*Task requirements:*
Tell how many lines contain the word "code". Reply with the number only.

━━━━━ Data for the task

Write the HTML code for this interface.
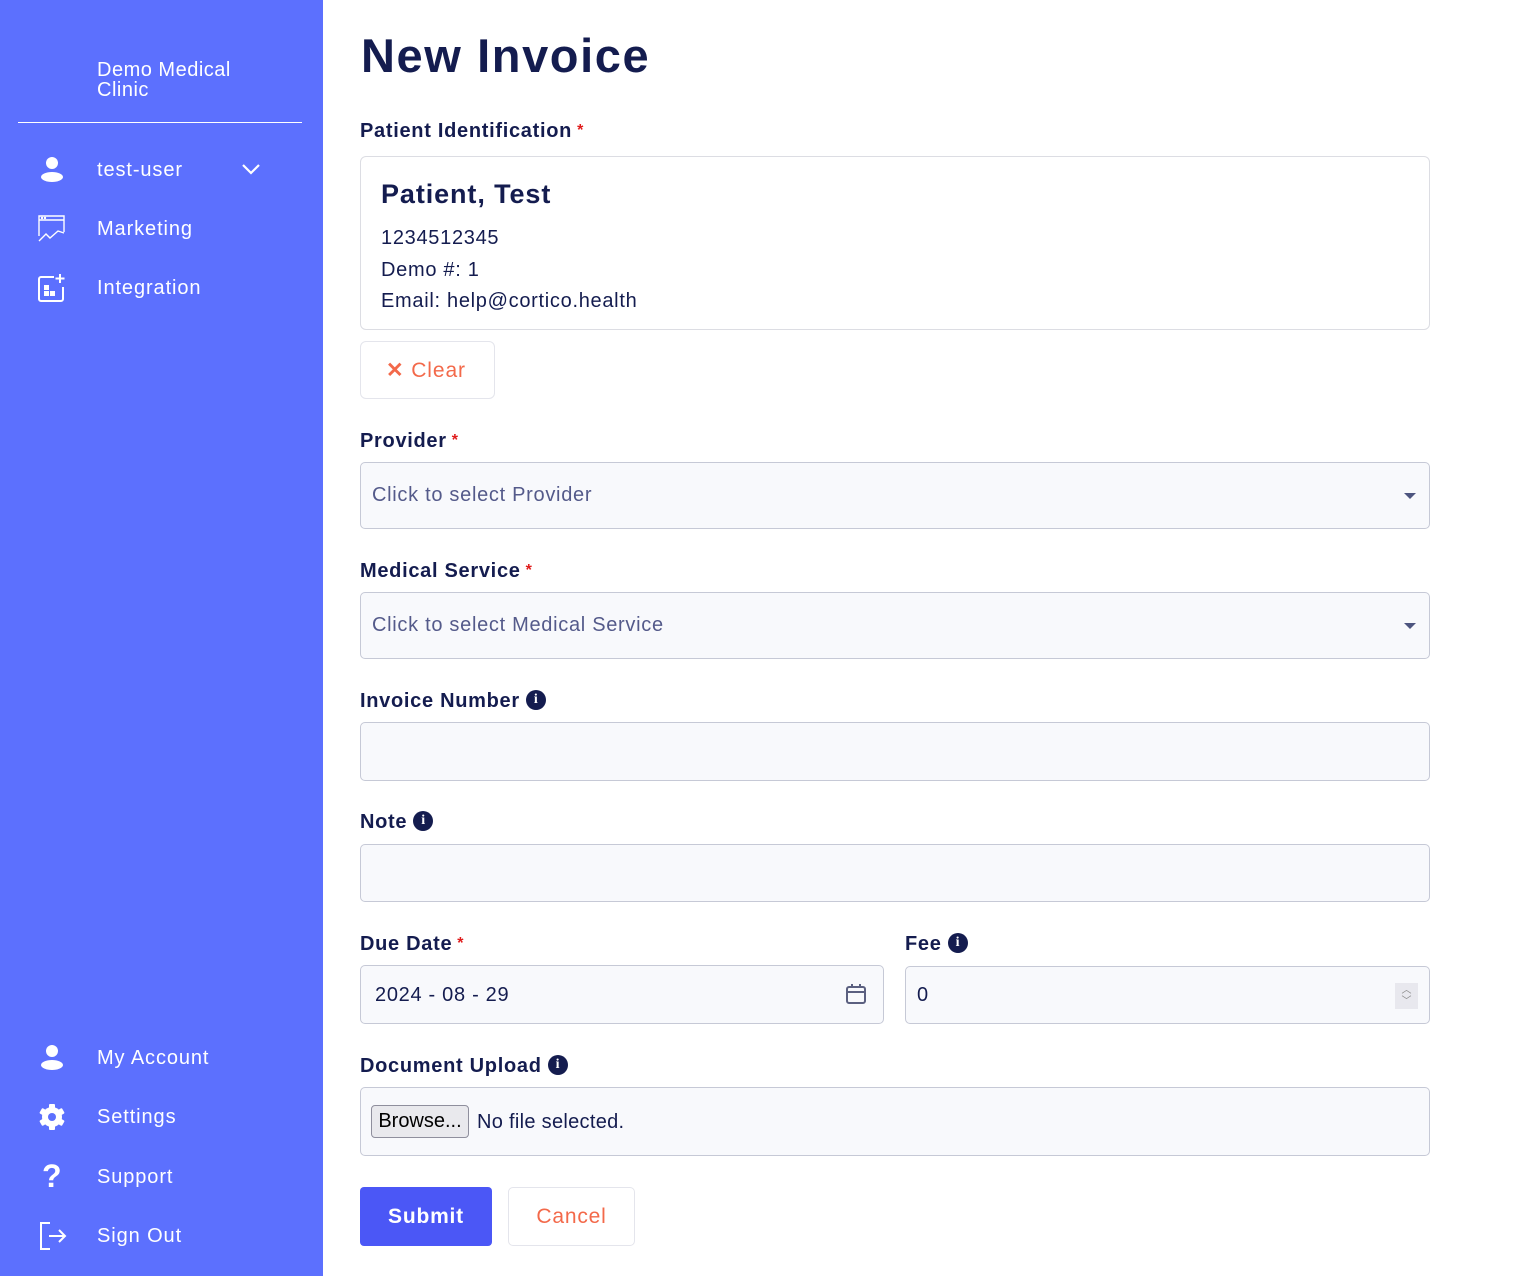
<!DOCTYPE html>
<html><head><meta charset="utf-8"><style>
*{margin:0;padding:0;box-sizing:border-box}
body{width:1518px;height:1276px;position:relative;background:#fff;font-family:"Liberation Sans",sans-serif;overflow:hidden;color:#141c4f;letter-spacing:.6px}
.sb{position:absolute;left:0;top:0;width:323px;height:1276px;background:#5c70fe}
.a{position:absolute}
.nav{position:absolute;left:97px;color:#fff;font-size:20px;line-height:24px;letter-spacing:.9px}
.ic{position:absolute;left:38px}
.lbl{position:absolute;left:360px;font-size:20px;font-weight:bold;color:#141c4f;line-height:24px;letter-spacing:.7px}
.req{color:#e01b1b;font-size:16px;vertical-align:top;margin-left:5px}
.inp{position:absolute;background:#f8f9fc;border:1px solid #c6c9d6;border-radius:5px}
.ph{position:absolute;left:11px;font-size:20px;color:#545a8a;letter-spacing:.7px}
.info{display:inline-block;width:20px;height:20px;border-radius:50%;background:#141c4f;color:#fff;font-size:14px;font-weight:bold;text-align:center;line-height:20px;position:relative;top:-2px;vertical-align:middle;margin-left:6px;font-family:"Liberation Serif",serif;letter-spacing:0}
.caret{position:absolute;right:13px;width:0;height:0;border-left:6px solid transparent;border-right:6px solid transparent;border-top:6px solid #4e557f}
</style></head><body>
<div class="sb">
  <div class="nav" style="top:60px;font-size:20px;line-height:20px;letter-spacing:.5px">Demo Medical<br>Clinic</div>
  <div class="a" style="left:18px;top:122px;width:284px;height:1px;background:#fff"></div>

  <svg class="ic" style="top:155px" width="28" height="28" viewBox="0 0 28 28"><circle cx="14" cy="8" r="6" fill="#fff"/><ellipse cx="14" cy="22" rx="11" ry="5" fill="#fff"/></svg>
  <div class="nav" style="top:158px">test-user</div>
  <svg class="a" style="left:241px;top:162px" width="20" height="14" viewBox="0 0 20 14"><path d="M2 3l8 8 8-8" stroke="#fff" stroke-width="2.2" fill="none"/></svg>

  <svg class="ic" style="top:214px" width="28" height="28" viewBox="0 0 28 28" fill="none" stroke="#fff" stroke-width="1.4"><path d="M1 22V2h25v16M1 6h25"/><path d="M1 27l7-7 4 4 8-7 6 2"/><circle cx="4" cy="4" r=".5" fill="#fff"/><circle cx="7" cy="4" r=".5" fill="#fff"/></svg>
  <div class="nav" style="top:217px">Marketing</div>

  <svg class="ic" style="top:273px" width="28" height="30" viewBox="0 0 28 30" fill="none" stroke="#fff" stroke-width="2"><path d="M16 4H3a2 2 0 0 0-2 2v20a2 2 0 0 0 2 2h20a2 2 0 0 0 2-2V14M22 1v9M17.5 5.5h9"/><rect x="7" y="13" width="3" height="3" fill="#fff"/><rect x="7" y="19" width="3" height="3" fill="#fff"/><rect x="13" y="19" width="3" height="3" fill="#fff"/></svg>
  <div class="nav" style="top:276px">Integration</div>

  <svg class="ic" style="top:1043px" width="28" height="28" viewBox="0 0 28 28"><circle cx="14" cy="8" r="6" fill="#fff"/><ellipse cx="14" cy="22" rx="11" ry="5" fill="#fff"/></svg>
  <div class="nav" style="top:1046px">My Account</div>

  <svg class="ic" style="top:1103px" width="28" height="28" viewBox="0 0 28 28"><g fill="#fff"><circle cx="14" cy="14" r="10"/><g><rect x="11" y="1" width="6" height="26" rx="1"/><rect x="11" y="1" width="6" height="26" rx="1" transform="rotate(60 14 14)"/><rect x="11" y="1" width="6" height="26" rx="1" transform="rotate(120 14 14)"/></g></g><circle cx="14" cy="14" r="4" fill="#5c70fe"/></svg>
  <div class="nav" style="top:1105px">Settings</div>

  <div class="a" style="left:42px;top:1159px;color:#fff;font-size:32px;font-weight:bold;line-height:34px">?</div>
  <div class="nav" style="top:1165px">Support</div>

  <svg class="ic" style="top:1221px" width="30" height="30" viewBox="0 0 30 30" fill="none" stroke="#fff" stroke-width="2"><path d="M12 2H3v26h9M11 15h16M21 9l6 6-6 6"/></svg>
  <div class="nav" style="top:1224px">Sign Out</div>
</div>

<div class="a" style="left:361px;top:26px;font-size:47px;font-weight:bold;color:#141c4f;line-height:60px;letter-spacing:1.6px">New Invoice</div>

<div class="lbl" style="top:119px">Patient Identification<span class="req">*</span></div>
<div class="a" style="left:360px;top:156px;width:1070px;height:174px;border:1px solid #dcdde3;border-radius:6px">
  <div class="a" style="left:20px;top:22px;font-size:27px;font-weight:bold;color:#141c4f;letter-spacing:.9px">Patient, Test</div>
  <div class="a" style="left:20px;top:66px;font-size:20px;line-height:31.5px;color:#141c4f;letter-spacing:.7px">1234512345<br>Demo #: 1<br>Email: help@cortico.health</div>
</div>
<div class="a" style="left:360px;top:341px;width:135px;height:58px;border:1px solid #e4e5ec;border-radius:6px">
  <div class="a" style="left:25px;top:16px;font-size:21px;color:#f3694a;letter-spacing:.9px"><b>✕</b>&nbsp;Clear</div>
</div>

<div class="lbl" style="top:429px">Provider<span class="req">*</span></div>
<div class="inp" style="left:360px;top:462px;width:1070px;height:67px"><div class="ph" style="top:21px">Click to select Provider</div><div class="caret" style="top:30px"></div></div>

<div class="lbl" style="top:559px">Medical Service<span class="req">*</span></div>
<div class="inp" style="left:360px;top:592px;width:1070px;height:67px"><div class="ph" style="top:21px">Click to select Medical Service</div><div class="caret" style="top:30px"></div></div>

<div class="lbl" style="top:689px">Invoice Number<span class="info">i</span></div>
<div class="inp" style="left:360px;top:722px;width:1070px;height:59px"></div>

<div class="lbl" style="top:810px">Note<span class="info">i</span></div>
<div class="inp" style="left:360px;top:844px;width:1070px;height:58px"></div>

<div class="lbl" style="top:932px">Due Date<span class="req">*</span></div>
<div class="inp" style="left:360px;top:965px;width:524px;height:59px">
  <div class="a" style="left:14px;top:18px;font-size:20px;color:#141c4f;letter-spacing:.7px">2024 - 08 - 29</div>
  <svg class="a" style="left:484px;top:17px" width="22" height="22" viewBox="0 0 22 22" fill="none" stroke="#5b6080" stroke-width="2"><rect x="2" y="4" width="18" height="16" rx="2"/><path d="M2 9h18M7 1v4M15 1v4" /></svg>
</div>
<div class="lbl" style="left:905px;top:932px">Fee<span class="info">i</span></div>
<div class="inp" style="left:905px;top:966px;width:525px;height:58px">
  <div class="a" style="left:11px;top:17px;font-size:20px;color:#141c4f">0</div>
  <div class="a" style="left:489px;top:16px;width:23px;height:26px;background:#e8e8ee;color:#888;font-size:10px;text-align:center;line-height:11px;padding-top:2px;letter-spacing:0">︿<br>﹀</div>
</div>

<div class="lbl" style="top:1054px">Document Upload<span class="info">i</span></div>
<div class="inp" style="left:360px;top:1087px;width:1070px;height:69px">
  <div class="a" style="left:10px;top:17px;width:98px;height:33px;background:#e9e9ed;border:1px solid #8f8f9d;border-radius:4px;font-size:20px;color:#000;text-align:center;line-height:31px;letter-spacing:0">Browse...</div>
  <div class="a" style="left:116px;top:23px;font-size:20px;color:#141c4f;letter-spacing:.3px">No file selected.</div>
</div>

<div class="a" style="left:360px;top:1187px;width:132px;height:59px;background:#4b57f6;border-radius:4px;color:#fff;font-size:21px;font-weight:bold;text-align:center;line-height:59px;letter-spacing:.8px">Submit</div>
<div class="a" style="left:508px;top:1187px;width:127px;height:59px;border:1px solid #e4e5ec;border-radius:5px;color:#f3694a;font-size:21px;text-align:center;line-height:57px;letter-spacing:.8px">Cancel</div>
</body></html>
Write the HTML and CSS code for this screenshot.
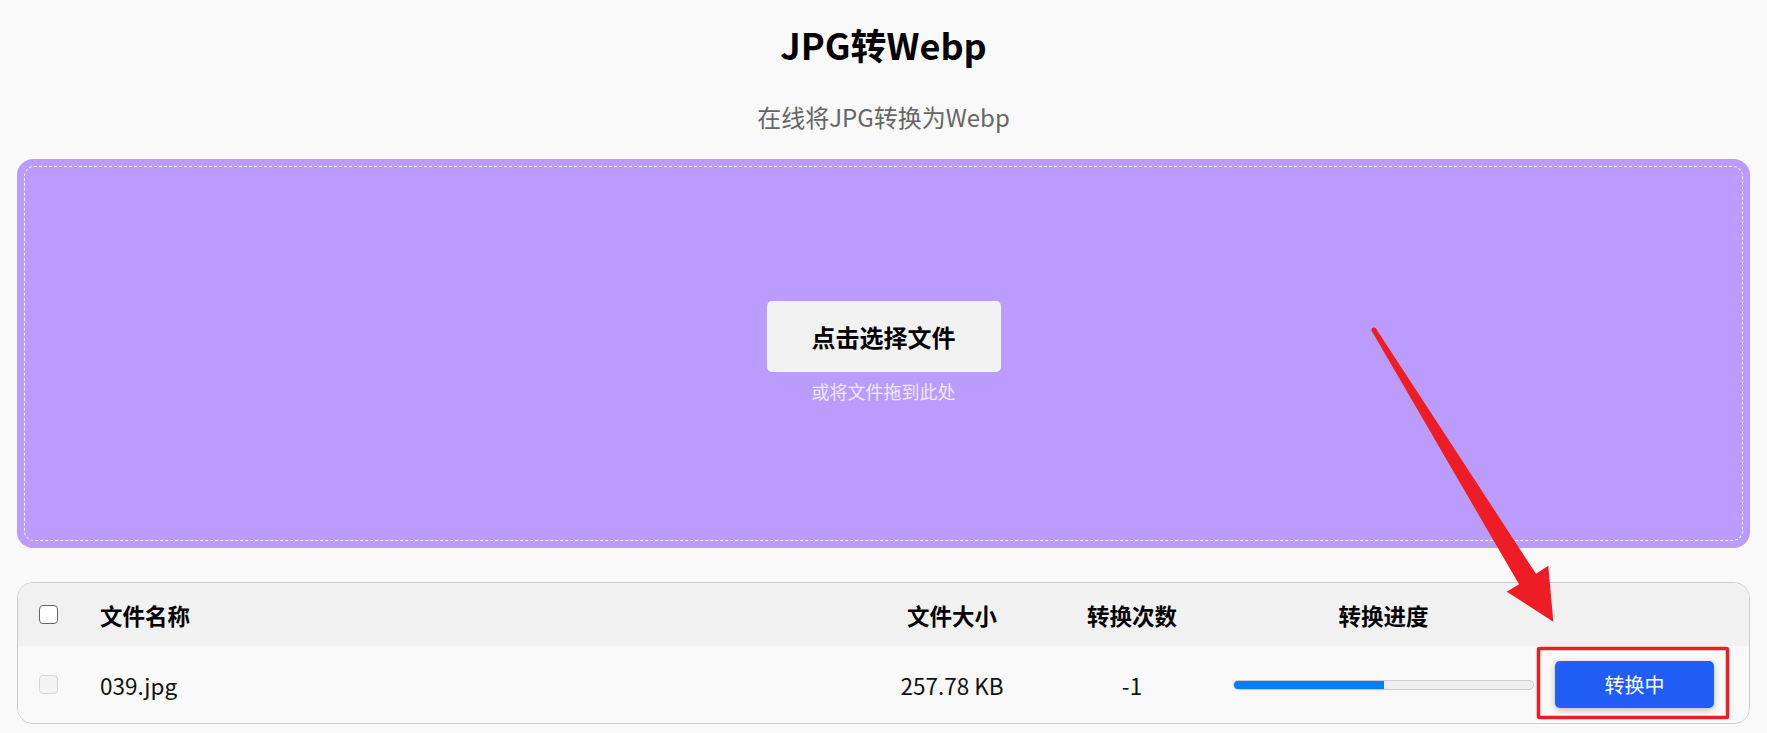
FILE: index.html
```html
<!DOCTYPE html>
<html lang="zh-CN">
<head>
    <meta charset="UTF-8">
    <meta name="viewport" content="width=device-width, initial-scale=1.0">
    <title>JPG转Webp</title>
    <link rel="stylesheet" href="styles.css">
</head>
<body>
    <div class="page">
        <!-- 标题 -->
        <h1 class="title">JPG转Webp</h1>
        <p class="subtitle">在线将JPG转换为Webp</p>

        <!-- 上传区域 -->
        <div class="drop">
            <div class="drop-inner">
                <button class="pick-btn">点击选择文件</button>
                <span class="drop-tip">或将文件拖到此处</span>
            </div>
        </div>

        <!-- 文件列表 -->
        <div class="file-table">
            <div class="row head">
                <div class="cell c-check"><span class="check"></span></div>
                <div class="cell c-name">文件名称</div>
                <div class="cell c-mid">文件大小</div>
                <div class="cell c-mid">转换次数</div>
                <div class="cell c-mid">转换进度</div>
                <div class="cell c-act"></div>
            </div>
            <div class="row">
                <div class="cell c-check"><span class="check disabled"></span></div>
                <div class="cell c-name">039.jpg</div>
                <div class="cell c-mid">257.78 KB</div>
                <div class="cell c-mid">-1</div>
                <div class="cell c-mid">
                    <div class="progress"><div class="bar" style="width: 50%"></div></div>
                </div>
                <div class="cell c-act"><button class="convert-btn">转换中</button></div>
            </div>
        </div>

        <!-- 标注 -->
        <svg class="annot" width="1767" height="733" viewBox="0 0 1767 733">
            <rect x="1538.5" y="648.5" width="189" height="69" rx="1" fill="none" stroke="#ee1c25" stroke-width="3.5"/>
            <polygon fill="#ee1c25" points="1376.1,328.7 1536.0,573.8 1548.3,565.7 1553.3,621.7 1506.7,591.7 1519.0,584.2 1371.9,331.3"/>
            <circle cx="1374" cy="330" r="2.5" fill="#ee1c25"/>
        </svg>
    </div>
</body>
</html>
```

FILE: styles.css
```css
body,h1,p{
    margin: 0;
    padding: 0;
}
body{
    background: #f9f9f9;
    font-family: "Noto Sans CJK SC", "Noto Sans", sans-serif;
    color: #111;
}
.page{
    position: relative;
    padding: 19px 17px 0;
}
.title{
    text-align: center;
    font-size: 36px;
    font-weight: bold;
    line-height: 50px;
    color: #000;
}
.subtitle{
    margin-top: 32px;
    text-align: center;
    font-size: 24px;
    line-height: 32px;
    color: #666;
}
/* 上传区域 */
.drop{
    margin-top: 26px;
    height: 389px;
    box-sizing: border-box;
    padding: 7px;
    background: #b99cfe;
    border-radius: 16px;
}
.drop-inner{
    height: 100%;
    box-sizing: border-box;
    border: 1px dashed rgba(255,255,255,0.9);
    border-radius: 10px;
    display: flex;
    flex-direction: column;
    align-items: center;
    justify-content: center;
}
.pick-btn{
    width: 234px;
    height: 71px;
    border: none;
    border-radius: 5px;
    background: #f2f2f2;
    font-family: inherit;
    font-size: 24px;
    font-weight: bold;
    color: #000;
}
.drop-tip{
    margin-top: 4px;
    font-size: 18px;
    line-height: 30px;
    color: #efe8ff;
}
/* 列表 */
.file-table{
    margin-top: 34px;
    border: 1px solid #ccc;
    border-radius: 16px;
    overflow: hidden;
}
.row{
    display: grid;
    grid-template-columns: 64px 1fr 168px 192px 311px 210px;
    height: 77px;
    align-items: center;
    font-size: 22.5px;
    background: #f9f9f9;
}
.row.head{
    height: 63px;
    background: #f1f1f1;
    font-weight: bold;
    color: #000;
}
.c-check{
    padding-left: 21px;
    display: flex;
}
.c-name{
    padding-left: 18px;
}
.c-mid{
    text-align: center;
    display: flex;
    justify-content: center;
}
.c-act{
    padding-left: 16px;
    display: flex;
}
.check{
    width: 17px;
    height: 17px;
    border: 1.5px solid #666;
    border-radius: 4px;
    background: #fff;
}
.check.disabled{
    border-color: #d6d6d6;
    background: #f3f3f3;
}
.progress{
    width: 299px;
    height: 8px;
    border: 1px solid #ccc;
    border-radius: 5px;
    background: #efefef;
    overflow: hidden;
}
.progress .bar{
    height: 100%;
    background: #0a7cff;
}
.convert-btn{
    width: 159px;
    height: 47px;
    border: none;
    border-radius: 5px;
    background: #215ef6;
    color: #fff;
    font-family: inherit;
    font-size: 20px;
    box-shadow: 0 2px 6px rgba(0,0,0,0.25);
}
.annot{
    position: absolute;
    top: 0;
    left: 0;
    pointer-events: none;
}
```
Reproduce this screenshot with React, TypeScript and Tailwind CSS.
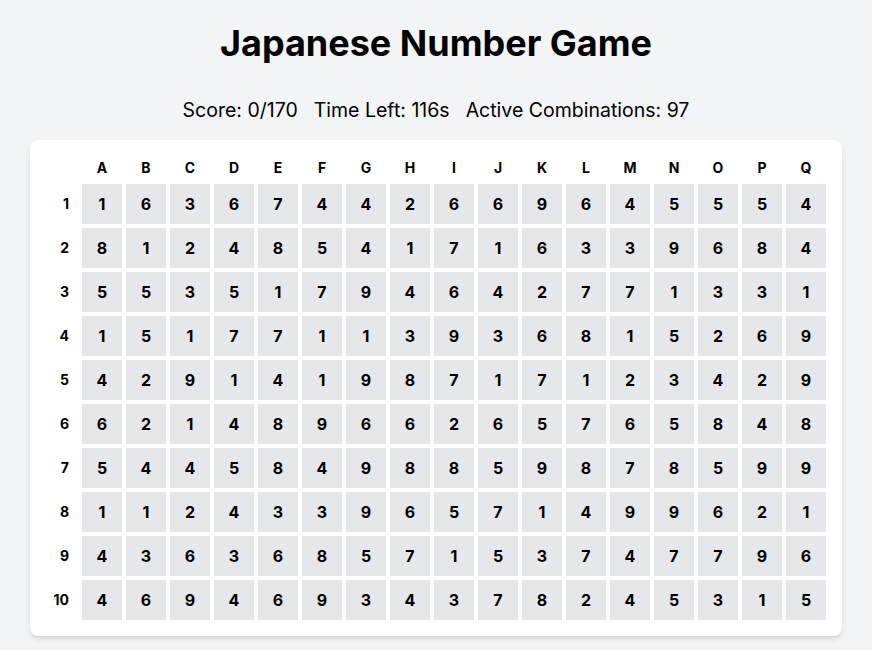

━━━━━━━━━━

*Answer to this task:*
2